Exercise prompt:
Transcribe all of the material below word for word and leave out its pictures.
· · ·
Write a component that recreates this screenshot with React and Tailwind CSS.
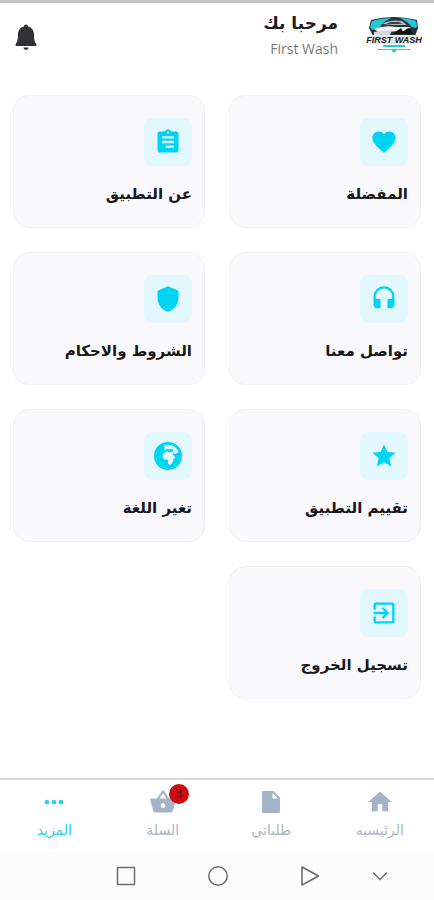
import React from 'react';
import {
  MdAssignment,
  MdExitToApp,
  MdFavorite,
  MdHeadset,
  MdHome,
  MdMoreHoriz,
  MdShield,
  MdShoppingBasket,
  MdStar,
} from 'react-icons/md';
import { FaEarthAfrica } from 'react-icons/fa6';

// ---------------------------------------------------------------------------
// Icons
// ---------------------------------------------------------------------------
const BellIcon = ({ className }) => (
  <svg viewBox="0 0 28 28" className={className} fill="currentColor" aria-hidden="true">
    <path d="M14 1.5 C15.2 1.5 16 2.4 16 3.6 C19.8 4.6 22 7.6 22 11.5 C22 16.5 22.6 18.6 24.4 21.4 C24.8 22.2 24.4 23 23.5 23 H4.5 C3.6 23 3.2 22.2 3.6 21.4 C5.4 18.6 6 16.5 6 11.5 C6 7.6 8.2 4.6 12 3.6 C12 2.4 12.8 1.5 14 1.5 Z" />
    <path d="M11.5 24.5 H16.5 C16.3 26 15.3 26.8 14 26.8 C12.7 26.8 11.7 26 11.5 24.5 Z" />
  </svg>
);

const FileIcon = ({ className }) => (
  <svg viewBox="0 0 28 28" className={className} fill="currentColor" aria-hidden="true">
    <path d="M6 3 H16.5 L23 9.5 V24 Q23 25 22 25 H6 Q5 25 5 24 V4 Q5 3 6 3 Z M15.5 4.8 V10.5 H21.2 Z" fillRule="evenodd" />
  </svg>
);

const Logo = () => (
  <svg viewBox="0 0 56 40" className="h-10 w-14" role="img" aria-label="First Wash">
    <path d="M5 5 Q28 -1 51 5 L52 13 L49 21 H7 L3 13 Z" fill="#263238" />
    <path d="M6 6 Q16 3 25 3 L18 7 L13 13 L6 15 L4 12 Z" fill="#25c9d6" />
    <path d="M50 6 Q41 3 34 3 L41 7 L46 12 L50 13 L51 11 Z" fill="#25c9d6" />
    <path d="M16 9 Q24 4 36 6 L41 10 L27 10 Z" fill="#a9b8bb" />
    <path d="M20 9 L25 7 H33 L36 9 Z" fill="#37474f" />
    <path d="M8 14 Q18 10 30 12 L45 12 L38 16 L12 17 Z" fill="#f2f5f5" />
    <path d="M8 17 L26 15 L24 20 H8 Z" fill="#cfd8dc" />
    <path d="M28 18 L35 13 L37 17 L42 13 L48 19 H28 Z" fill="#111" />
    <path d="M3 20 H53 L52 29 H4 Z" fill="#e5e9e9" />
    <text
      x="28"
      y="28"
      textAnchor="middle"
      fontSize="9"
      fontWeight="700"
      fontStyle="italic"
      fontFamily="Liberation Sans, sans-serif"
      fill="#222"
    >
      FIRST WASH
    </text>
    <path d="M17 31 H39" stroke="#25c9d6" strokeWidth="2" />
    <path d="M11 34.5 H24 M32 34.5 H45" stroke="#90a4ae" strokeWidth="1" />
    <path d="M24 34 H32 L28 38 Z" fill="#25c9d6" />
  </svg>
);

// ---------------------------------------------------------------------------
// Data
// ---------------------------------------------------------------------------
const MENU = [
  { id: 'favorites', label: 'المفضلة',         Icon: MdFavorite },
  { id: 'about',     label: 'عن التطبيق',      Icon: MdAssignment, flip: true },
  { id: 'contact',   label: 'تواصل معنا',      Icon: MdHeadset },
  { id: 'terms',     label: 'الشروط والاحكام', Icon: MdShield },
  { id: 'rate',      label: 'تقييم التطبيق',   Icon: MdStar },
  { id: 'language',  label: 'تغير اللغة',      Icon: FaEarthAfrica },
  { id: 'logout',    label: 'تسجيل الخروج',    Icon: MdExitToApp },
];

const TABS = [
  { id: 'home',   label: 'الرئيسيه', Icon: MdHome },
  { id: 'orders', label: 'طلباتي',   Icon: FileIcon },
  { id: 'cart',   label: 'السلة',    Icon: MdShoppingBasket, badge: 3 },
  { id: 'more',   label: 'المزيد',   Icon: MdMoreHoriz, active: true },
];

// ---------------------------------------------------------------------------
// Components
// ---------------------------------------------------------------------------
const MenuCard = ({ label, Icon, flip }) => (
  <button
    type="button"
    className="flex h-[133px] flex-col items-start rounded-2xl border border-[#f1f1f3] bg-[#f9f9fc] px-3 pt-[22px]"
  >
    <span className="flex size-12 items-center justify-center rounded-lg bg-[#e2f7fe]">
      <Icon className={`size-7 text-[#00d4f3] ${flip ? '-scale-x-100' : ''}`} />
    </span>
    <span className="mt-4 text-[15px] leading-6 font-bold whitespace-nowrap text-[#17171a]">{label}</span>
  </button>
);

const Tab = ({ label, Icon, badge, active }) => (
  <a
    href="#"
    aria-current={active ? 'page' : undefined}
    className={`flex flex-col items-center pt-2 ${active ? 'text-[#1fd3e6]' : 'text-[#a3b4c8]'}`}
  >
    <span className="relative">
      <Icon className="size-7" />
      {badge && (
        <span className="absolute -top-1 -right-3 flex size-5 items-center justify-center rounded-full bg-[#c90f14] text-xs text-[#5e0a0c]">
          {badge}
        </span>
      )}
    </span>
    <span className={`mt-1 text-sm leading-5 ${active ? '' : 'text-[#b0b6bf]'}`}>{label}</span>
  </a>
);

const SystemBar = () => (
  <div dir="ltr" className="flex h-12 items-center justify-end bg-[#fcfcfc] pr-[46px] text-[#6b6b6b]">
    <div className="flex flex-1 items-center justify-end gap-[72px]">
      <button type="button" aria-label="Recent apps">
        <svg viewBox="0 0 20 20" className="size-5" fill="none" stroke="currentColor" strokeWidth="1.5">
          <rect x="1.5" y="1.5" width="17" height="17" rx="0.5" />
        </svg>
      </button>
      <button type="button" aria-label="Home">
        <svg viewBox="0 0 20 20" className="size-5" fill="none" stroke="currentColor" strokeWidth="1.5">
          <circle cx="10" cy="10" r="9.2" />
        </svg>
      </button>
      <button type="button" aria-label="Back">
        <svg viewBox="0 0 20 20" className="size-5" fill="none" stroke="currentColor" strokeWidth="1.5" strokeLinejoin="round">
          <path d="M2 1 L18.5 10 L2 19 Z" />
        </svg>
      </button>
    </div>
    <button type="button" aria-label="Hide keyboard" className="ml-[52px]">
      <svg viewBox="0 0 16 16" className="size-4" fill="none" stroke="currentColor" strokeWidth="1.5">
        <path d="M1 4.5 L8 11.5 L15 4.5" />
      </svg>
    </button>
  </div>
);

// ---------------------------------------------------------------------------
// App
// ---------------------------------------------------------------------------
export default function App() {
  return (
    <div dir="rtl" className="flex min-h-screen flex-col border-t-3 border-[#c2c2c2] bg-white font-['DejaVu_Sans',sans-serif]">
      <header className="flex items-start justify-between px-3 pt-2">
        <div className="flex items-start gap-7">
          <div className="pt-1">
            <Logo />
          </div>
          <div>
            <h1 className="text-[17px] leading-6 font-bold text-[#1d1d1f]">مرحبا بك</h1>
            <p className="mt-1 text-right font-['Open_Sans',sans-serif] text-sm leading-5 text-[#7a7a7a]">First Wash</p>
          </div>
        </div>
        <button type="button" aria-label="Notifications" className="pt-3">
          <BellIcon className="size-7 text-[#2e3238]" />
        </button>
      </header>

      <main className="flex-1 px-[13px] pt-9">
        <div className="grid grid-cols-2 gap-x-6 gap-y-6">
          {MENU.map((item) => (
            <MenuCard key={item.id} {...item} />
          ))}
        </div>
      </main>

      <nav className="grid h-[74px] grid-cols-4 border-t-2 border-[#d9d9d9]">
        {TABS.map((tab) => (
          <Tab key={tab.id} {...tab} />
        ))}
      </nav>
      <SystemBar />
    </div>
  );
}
· · ·
Solved problem:
Write a component that recreates this screenshot with React and Tailwind CSS.
import React from 'react';
import {
  MdAssignment,
  MdExitToApp,
  MdFavorite,
  MdHeadset,
  MdHome,
  MdMoreHoriz,
  MdShield,
  MdShoppingBasket,
  MdStar,
} from 'react-icons/md';
import { FaEarthAfrica } from 'react-icons/fa6';

// ---------------------------------------------------------------------------
// Icons
// ---------------------------------------------------------------------------
const BellIcon = ({ className }) => (
  <svg viewBox="0 0 28 28" className={className} fill="currentColor" aria-hidden="true">
    <path d="M14 1.5 C15.2 1.5 16 2.4 16 3.6 C19.8 4.6 22 7.6 22 11.5 C22 16.5 22.6 18.6 24.4 21.4 C24.8 22.2 24.4 23 23.5 23 H4.5 C3.6 23 3.2 22.2 3.6 21.4 C5.4 18.6 6 16.5 6 11.5 C6 7.6 8.2 4.6 12 3.6 C12 2.4 12.8 1.5 14 1.5 Z" />
    <path d="M11.5 24.5 H16.5 C16.3 26 15.3 26.8 14 26.8 C12.7 26.8 11.7 26 11.5 24.5 Z" />
  </svg>
);

const FileIcon = ({ className }) => (
  <svg viewBox="0 0 28 28" className={className} fill="currentColor" aria-hidden="true">
    <path d="M6 3 H16.5 L23 9.5 V24 Q23 25 22 25 H6 Q5 25 5 24 V4 Q5 3 6 3 Z M15.5 4.8 V10.5 H21.2 Z" fillRule="evenodd" />
  </svg>
);

const Logo = () => (
  <svg viewBox="0 0 56 40" className="h-10 w-14" role="img" aria-label="First Wash">
    <path d="M5 5 Q28 -1 51 5 L52 13 L49 21 H7 L3 13 Z" fill="#263238" />
    <path d="M6 6 Q16 3 25 3 L18 7 L13 13 L6 15 L4 12 Z" fill="#25c9d6" />
    <path d="M50 6 Q41 3 34 3 L41 7 L46 12 L50 13 L51 11 Z" fill="#25c9d6" />
    <path d="M16 9 Q24 4 36 6 L41 10 L27 10 Z" fill="#a9b8bb" />
    <path d="M20 9 L25 7 H33 L36 9 Z" fill="#37474f" />
    <path d="M8 14 Q18 10 30 12 L45 12 L38 16 L12 17 Z" fill="#f2f5f5" />
    <path d="M8 17 L26 15 L24 20 H8 Z" fill="#cfd8dc" />
    <path d="M28 18 L35 13 L37 17 L42 13 L48 19 H28 Z" fill="#111" />
    <path d="M3 20 H53 L52 29 H4 Z" fill="#e5e9e9" />
    <text
      x="28"
      y="28"
      textAnchor="middle"
      fontSize="9"
      fontWeight="700"
      fontStyle="italic"
      fontFamily="Liberation Sans, sans-serif"
      fill="#222"
    >
      FIRST WASH
    </text>
    <path d="M17 31 H39" stroke="#25c9d6" strokeWidth="2" />
    <path d="M11 34.5 H24 M32 34.5 H45" stroke="#90a4ae" strokeWidth="1" />
    <path d="M24 34 H32 L28 38 Z" fill="#25c9d6" />
  </svg>
);

// ---------------------------------------------------------------------------
// Data
// ---------------------------------------------------------------------------
const MENU = [
  { id: 'favorites', label: 'المفضلة',         Icon: MdFavorite },
  { id: 'about',     label: 'عن التطبيق',      Icon: MdAssignment, flip: true },
  { id: 'contact',   label: 'تواصل معنا',      Icon: MdHeadset },
  { id: 'terms',     label: 'الشروط والاحكام', Icon: MdShield },
  { id: 'rate',      label: 'تقييم التطبيق',   Icon: MdStar },
  { id: 'language',  label: 'تغير اللغة',      Icon: FaEarthAfrica },
  { id: 'logout',    label: 'تسجيل الخروج',    Icon: MdExitToApp },
];

const TABS = [
  { id: 'home',   label: 'الرئيسيه', Icon: MdHome },
  { id: 'orders', label: 'طلباتي',   Icon: FileIcon },
  { id: 'cart',   label: 'السلة',    Icon: MdShoppingBasket, badge: 3 },
  { id: 'more',   label: 'المزيد',   Icon: MdMoreHoriz, active: true },
];

// ---------------------------------------------------------------------------
// Components
// ---------------------------------------------------------------------------
const MenuCard = ({ label, Icon, flip }) => (
  <button
    type="button"
    className="flex h-[133px] flex-col items-start rounded-2xl border border-[#f1f1f3] bg-[#f9f9fc] px-3 pt-[22px]"
  >
    <span className="flex size-12 items-center justify-center rounded-lg bg-[#e2f7fe]">
      <Icon className={`size-7 text-[#00d4f3] ${flip ? '-scale-x-100' : ''}`} />
    </span>
    <span className="mt-4 text-[15px] leading-6 font-bold whitespace-nowrap text-[#17171a]">{label}</span>
  </button>
);

const Tab = ({ label, Icon, badge, active }) => (
  <a
    href="#"
    aria-current={active ? 'page' : undefined}
    className={`flex flex-col items-center pt-2 ${active ? 'text-[#1fd3e6]' : 'text-[#a3b4c8]'}`}
  >
    <span className="relative">
      <Icon className="size-7" />
      {badge && (
        <span className="absolute -top-1 -right-3 flex size-5 items-center justify-center rounded-full bg-[#c90f14] text-xs text-[#5e0a0c]">
          {badge}
        </span>
      )}
    </span>
    <span className={`mt-1 text-sm leading-5 ${active ? '' : 'text-[#b0b6bf]'}`}>{label}</span>
  </a>
);

const SystemBar = () => (
  <div dir="ltr" className="flex h-12 items-center justify-end bg-[#fcfcfc] pr-[46px] text-[#6b6b6b]">
    <div className="flex flex-1 items-center justify-end gap-[72px]">
      <button type="button" aria-label="Recent apps">
        <svg viewBox="0 0 20 20" className="size-5" fill="none" stroke="currentColor" strokeWidth="1.5">
          <rect x="1.5" y="1.5" width="17" height="17" rx="0.5" />
        </svg>
      </button>
      <button type="button" aria-label="Home">
        <svg viewBox="0 0 20 20" className="size-5" fill="none" stroke="currentColor" strokeWidth="1.5">
          <circle cx="10" cy="10" r="9.2" />
        </svg>
      </button>
      <button type="button" aria-label="Back">
        <svg viewBox="0 0 20 20" className="size-5" fill="none" stroke="currentColor" strokeWidth="1.5" strokeLinejoin="round">
          <path d="M2 1 L18.5 10 L2 19 Z" />
        </svg>
      </button>
    </div>
    <button type="button" aria-label="Hide keyboard" className="ml-[52px]">
      <svg viewBox="0 0 16 16" className="size-4" fill="none" stroke="currentColor" strokeWidth="1.5">
        <path d="M1 4.5 L8 11.5 L15 4.5" />
      </svg>
    </button>
  </div>
);

// ---------------------------------------------------------------------------
// App
// ---------------------------------------------------------------------------
export default function App() {
  return (
    <div dir="rtl" className="flex min-h-screen flex-col border-t-3 border-[#c2c2c2] bg-white font-['DejaVu_Sans',sans-serif]">
      <header className="flex items-start justify-between px-3 pt-2">
        <div className="flex items-start gap-7">
          <div className="pt-1">
            <Logo />
          </div>
          <div>
            <h1 className="text-[17px] leading-6 font-bold text-[#1d1d1f]">مرحبا بك</h1>
            <p className="mt-1 text-right font-['Open_Sans',sans-serif] text-sm leading-5 text-[#7a7a7a]">First Wash</p>
          </div>
        </div>
        <button type="button" aria-label="Notifications" className="pt-3">
          <BellIcon className="size-7 text-[#2e3238]" />
        </button>
      </header>

      <main className="flex-1 px-[13px] pt-9">
        <div className="grid grid-cols-2 gap-x-6 gap-y-6">
          {MENU.map((item) => (
            <MenuCard key={item.id} {...item} />
          ))}
        </div>
      </main>

      <nav className="grid h-[74px] grid-cols-4 border-t-2 border-[#d9d9d9]">
        {TABS.map((tab) => (
          <Tab key={tab.id} {...tab} />
        ))}
      </nav>
      <SystemBar />
    </div>
  );
}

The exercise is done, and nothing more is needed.